Le plus beau dans cette affaire est qu’il se passe effectivement quelque chose.
• La délégation européenne (Commission, Secrétariat), en Chine les 5-7 septembre, a parlé avec les Chinois, en plus des quotas de textile, de la question de l’embargo des armements européens vers la Chine.
• On a voulu faire plaisir aux Chinois, desquels on attend beaucoup dans divers domaines. On leur a dit que l’embargo est une relique d’une autre époque, d’ailleurs sans véritable valeur formelle. (Pourquoi le Parlement européen s’imagine-t-il qu’il doit donner son avis, éventuellement son feu vert à la levée de l’embargo ? La décision de l’embargo a été prise sans lui et ne dépend aucunement de lui. Les experts de l’ambassade US à Bruxelles s’entendent à expliquer aux euro-députés les fondements et le fonctionnement du Droit européen.)
• En d’autres mots, on a dit aux Chinois que la levée de l’embargo était inéluctable. Quand? ont alors demandé les Chinois, sur un ton énigmatique. Flottement chez les Européens. « Il semble bien, dit une de nos sources bien informées, qu’on ait dit finalement aux Chinois qu’on reviendrait sur la question dans un an. Dans tous les cas, ils l’ont entendu comme cela. Mais comment? Par quel biais? Lequel de l’État en charge de la présidence, [les Autrichiens puis les Finlandais en 2006,] aura le poids et la volonté de remettre cette question à l’ordre du jour, alors que les Américains taperont dessus avec leur grosse artillerie? Personne n’a de réponse… »

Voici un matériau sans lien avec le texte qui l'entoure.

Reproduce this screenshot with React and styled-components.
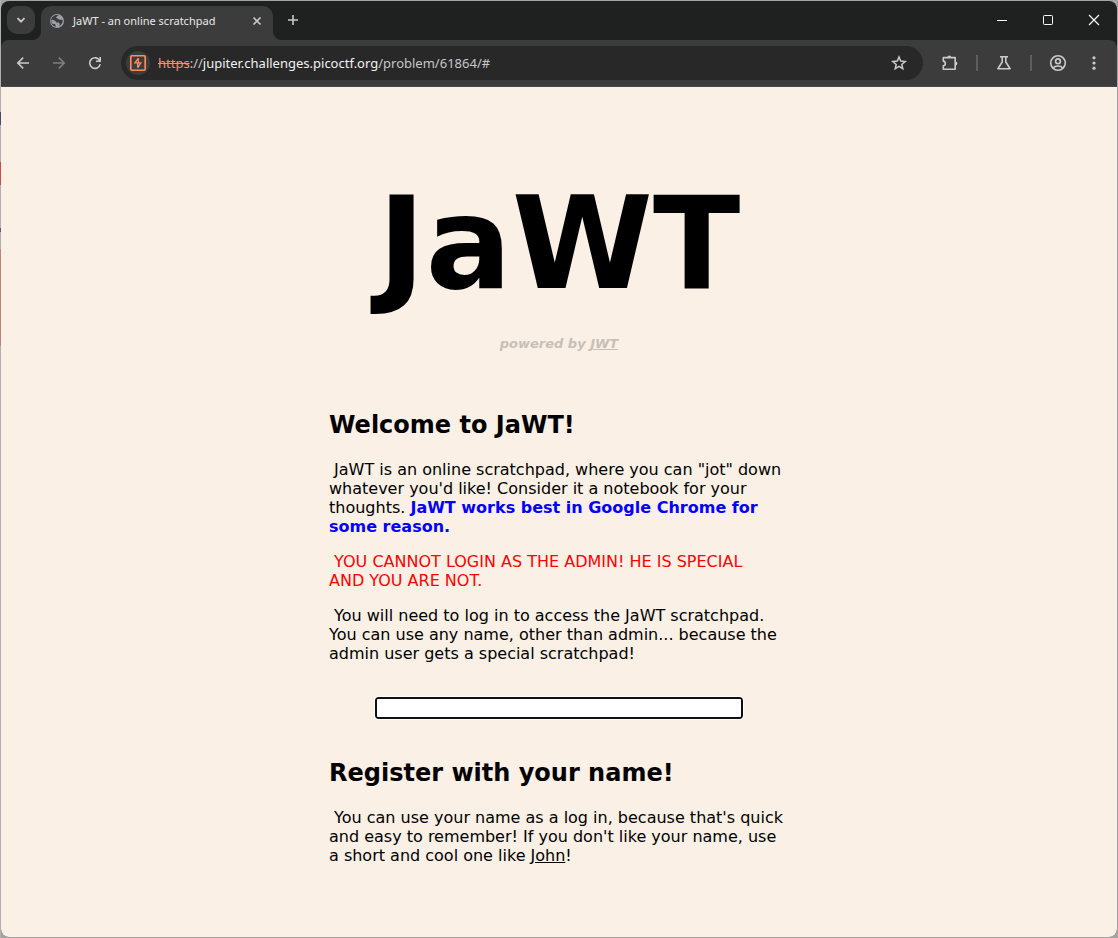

• Il n’empêche que les 25 ont approuvé les résultats de la visite européenne en Chine. C’est-à-dire qu’ils approuvent la perspective d’examiner, pour la décider certes, la levée de l’embargo en 2006. Mais ils ne savent pas plus que les négociateurs européens comment se fera la chose, et ils n’ignorent pas que Rice & compagnie vont à nouveau faire un ramdam de tous les diables. Pendant ce temps, les Chinois attendent, énigmatiques.
• La réalité de tout cela, c’est que l’Europe, — les institutions et l’Europe à 25, — ne cesse de montrer chaque jour un peu plus son désordre intérieur et l’impuissance qui en découle. Conclusion? Selon notre source : « Dans ce domaine comme dans tant d’autres, on va en revenir subrepticement aux contacts d’État à État, sans plus s’occuper des palinodies européennes. » Évidemment, il faudra expliquer cela aux Américains dans le cadre du “dialogue stratégique”.